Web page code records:

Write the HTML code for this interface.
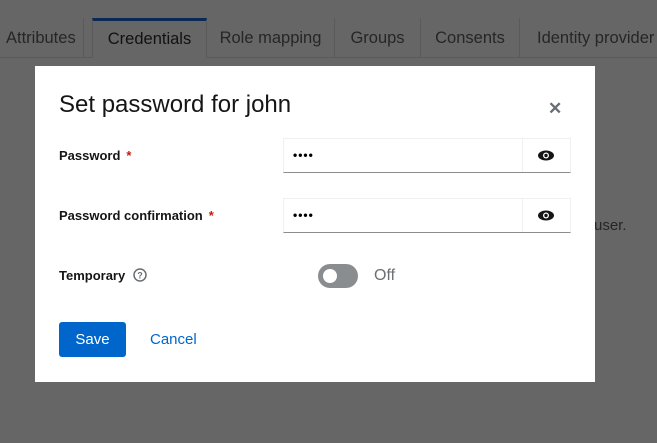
<!DOCTYPE html><html><head><style>
body{margin:0;width:657px;height:443px;background:#666;font-family:"Liberation Sans",sans-serif;position:relative;overflow:hidden}
.tabs{position:absolute;top:18px;left:0;width:657px;height:39px;border-bottom:1px solid #5a5a5a}
.tab{position:absolute;top:0;height:39px;line-height:40px;font-size:16.5px;color:#262626;text-align:center;border-right:1px solid #5a5a5a;box-sizing:border-box;white-space:nowrap}
.act{border-top:3px solid #0a2a55;line-height:36px;color:#111;border-left:1px solid #5a5a5a;height:40px;background:#666}
.user{position:absolute;left:594px;top:217px;font-size:15px;color:#262626}
.modal{position:absolute;left:35px;top:66px;width:560px;height:316px;background:#fff}
h1{position:absolute;left:24px;top:25px;margin:0;font-size:24px;font-weight:normal;color:#151515}
.x{position:absolute;left:513px;top:33px;font-size:17px;color:#6a6e73;font-weight:bold}
.lbl{position:absolute;left:24px;font-size:13px;font-weight:bold;color:#151515}
.req{color:#c9190b;margin-left:6px}
.inp{position:absolute;left:248px;width:288px;height:35px;box-sizing:border-box;border:1px solid #f0f0f0;border-bottom:1px solid #8a8d90}
.inp .d{position:absolute;left:9px;top:9px;font-size:12px;letter-spacing:1px;font-weight:bold}
.eye{position:absolute;right:0;top:-1px;width:47px;height:34px;border-left:1px solid #f0f0f0}
.tog{position:absolute;left:283px;top:198px;width:40px;height:24px;border-radius:12px;background:#8a8d90}
.tog:after{content:"";position:absolute;left:5px;top:5px;width:14px;height:14px;border-radius:50%;background:#fff}
.off{position:absolute;left:339px;top:201px;font-size:16px;color:#6a6e73}
.save{position:absolute;left:24px;top:256px;width:67px;height:35px;background:#0066cc;color:#fff;border-radius:3px;font-size:15px;line-height:35px;text-align:center}
.cancel{position:absolute;left:115px;top:265px;font-size:15px;color:#0066cc}
</style></head><body>
<div class="tabs">
<div class="tab" style="left:0;width:84px;text-align:left;padding-left:6px">Attributes</div>
<div class="tab act" style="left:92px;width:115px">Credentials</div>
<div class="tab" style="left:207px;width:128px">Role mapping</div>
<div class="tab" style="left:335px;width:86px">Groups</div>
<div class="tab" style="left:421px;width:99px">Consents</div>
<div class="tab" style="left:520px;width:137px;border-right:0;text-align:left;padding-left:17px">Identity provider</div>
</div>
<div class="user">user.</div>
<div class="modal">
<h1>Set password for john</h1>
<div class="x">✕</div>
<div class="lbl" style="top:82px">Password<span class="req">*</span></div>
<div class="inp" style="top:72px"><span class="d">••••</span><div class="eye"><svg width="47" height="35" viewBox="0 0 47 35"><ellipse cx="23" cy="17.5" rx="8" ry="5" fill="#151515"/><circle cx="23" cy="17.5" r="3" fill="#fff"/><circle cx="23" cy="17.5" r="1.7" fill="#151515"/></svg></div></div>
<div class="lbl" style="top:142px">Password confirmation<span class="req">*</span></div>
<div class="inp" style="top:132px"><span class="d">••••</span><div class="eye"><svg width="47" height="35" viewBox="0 0 47 35"><ellipse cx="23" cy="17.5" rx="8" ry="5" fill="#151515"/><circle cx="23" cy="17.5" r="3" fill="#fff"/><circle cx="23" cy="17.5" r="1.7" fill="#151515"/></svg></div></div>
<div class="lbl" style="top:202px">Temporary <svg width="14" height="14" viewBox="0 0 14 14" style="vertical-align:-2px;margin-left:4px"><circle cx="7" cy="7" r="6" fill="none" stroke="#6a6e73" stroke-width="1.5"/><text x="7" y="10.5" font-size="9" font-weight="bold" text-anchor="middle" fill="#6a6e73" font-family="Liberation Sans">?</text></svg></div>
<div class="tog"></div><div class="off">Off</div>
<div class="save">Save</div><div class="cancel">Cancel</div>
</div>
</body></html>
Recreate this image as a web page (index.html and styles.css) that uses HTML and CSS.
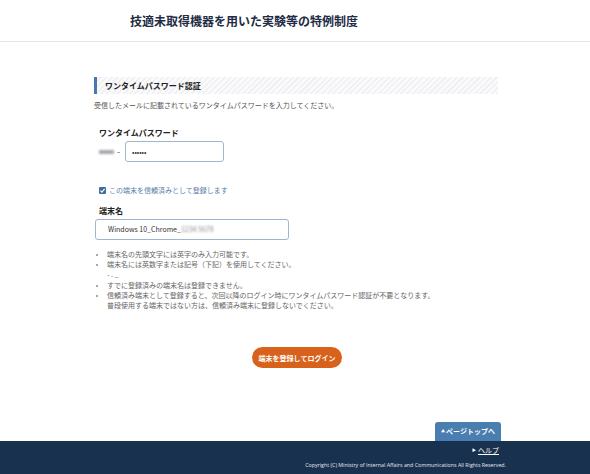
FILE: index.html
```html
<!DOCTYPE html>
<html lang="ja">
<head>
  <meta charset="UTF-8">
  <meta name="viewport" content="width=device-width, initial-scale=1.0">
  <title>ワンタイムパスワード認証 - 技適未取得機器を用いた実験等の特例制度</title>
  <link rel="stylesheet" href="styles.css">
</head>
<body>
  <header class="site-header">
    <h1 class="site-title">技適未取得機器を用いた実験等の特例制度</h1>
  </header>

  <main class="content">
    <h2 class="section-title">ワンタイムパスワード認証</h2>
    <p class="lead">受信したメールに記載されているワンタイムパスワードを入力してください。</p>

    <form class="otp-form">
      <div class="field">
        <label class="field-label" for="otp">ワンタイムパスワード</label>
        <div class="otp-row">
          <span class="otp-prefix"><span class="masked-box"></span><span class="dash">-</span></span>
          <input class="text-input otp-input" type="password" id="otp" value="123456">
        </div>
      </div>

      <label class="trust-check">
        <span class="check-box">
          <svg viewBox="0 0 10 10" width="7" height="7"><path d="M2 5.2 L4.2 7.3 L8 2.8" fill="none" stroke="#fff" stroke-width="1.6"/></svg>
        </span>
        この端末を信頼済みとして登録します
      </label>

      <div class="field">
        <label class="field-label" for="device">端末名</label>
        <div class="text-input device-input" id="device">Windows 10_Chrome_<span class="masked">1234 5678</span></div>
      </div>

      <ul class="notes">
        <li>端末名の先頭文字には英字のみ入力可能です。</li>
        <li>端末名には英数字または記号（下記）を使用してください。</li>
        <li class="plain">- . _</li>
        <li>すでに登録済みの端末名は登録できません。</li>
        <li>信頼済み端末として登録すると、次回以降のログイン時にワンタイムパスワード認証が不要となります。<br>普段使用する端末ではない方は、信頼済み端末に登録しないでください。</li>
      </ul>

      <div class="actions">
        <button type="submit" class="submit-btn">端末を登録してログイン</button>
      </div>
    </form>
  </main>

  <div class="pagetop-wrap">
    <a class="pagetop" href="#"><span class="tri">▲</span>ページトップへ</a>
  </div>
  <footer class="site-footer">
    <div class="footer-inner">
      <a class="help-link" href="#"><span class="arrow">▶</span><span class="help-text">ヘルプ</span></a>
      <p class="copyright">Copyright (C) Ministry of Internal Affairs and Communications All Rights Reserved.</p>
    </div>
  </footer>
</body>
</html>
```

FILE: styles.css
```css
/* 全体 */
body {
  margin: 0;
  font-family: "Noto Sans CJK JP", "Noto Sans", sans-serif;
  color: #333;
  background-color: #fff;
}

/* ヘッダー */
.site-header {
  height: 42px;
  border-bottom: 1px solid #e6e6e6;
  display: flex;
  align-items: center;
  padding-left: 130px;
  box-sizing: border-box;
}

.site-title {
  margin: 0;
  font-size: 12px;
  font-weight: 700;
  color: #1e2c44;
}

/* メインコンテンツ */
.content {
  width: 404px;
  margin: 35px 0 0 94px;
}

.section-title {
  margin: 0;
  height: 17px;
  line-height: 17px;
  padding-left: 8px;
  font-size: 8px;
  font-weight: 700;
  color: #222;
  border-left: 3px solid #4a78ad;
  background: repeating-linear-gradient(-45deg, #eef0f3 0 1.5px, #fafafa 1.5px 4px);
}

.lead {
  margin: 5px 0 0;
  font-size: 7px;
  line-height: 12px;
  color: #555;
}

.otp-form {
  padding: 0 4px;
}

.field {
  margin-top: 16px;
}

.field-label {
  display: block;
  font-size: 8px;
  font-weight: 700;
  color: #222;
  line-height: 12px;
  margin-left: 1px;
}

.otp-row {
  display: flex;
  align-items: center;
  margin-top: 2px;
}

.otp-prefix {
  display: flex;
  align-items: center;
  width: 26px;
  margin-left: 1px;
}

.masked-box {
  width: 15px;
  height: 4px;
  background-color: #a5a8ad;
  filter: blur(0.9px);
}

.dash {
  font-size: 9px;
  color: #555;
  margin-left: 3px;
}

.masked {
  filter: blur(1.3px);
  color: #888;
}

.text-input {
  box-sizing: border-box;
  border: 1px solid #9fb6d2;
  border-radius: 3px;
  background: #fff;
  font-family: inherit;
  font-size: 7px;
  color: #333;
  outline: none;
}

.otp-input {
  width: 99px;
  height: 21px;
  padding: 0 6px;
}

.trust-check {
  display: flex;
  align-items: center;
  gap: 3px;
  margin-top: 23px;
  margin-left: 1px;
  font-size: 7px;
  color: #5a7fa8;
}

.check-box {
  width: 7px;
  height: 7px;
  background-color: #3f6e9f;
  border-radius: 1px;
  display: flex;
  align-items: center;
  justify-content: center;
}

.trust-check + .field {
  margin-top: 10px;
}

.device-input {
  width: 194px;
  height: 21px;
  line-height: 19px;
  padding: 0 12px;
  margin: 2px 0 0 -3px;
}

/* 注意事項 */
.notes {
  margin: 9px 0 0;
  padding-left: 9px;
  font-size: 7px;
  line-height: 10.2px;
  color: #666;
}

.notes li::marker {
  color: #8a8a8a;
  font-size: 6px;
}

.notes li.plain {
  list-style: none;
}

.actions {
  display: flex;
  justify-content: center;
  margin-top: 37px;
}

.submit-btn {
  width: 90px;
  height: 21px;
  border: none;
  border-radius: 11px;
  background-color: #d8621c;
  color: #fff;
  font-family: inherit;
  font-size: 7px;
  font-weight: 700;
  cursor: pointer;
  margin-left: 2px;
}

/* ページトップ */
.pagetop-wrap {
  display: flex;
  justify-content: flex-end;
  padding-right: 89px;
  margin-top: 54px;
}

.pagetop {
  display: block;
  width: 66px;
  height: 19px;
  line-height: 19px;
  text-align: center;
  background-color: #4a7db0;
  color: #fff;
  font-size: 7px;
  font-weight: 700;
  text-decoration: none;
  border-radius: 3px 3px 0 0;
}

.pagetop .tri {
  font-size: 4px;
  margin-right: 1px;
  vertical-align: 1px;
}

/* フッター */
.site-footer {
  background-color: #18314e;
  height: 33px;
}

.footer-inner {
  width: 400px;
  margin-left: 106px;
  text-align: right;
  padding-top: 3px;
  font-size: 7px;
  line-height: 12px;
}

.help-link {
  display: inline-block;
  color: #fff;
  font-size: 7px;
  text-decoration: none;
  line-height: 12px;
  margin-right: 7px;
}

.help-link .arrow {
  font-size: 4px;
  margin-right: 2px;
  vertical-align: 1px;
}

.help-text {
  text-decoration: underline;
}

.copyright {
  margin: 5px 0 0;
  font-family: "Open Sans", sans-serif;
  font-size: 5.3px;
  color: #e6e9ee;
  line-height: 8px;
}
```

STATED TASK.
Scan the records above for the string "this", then select every line that holds it.

ANSWER TO THE EXERCISE.
Write the HTML code for this interface.
Recreate this image as a web page (index.html and styles.css) that uses HTML and CSS.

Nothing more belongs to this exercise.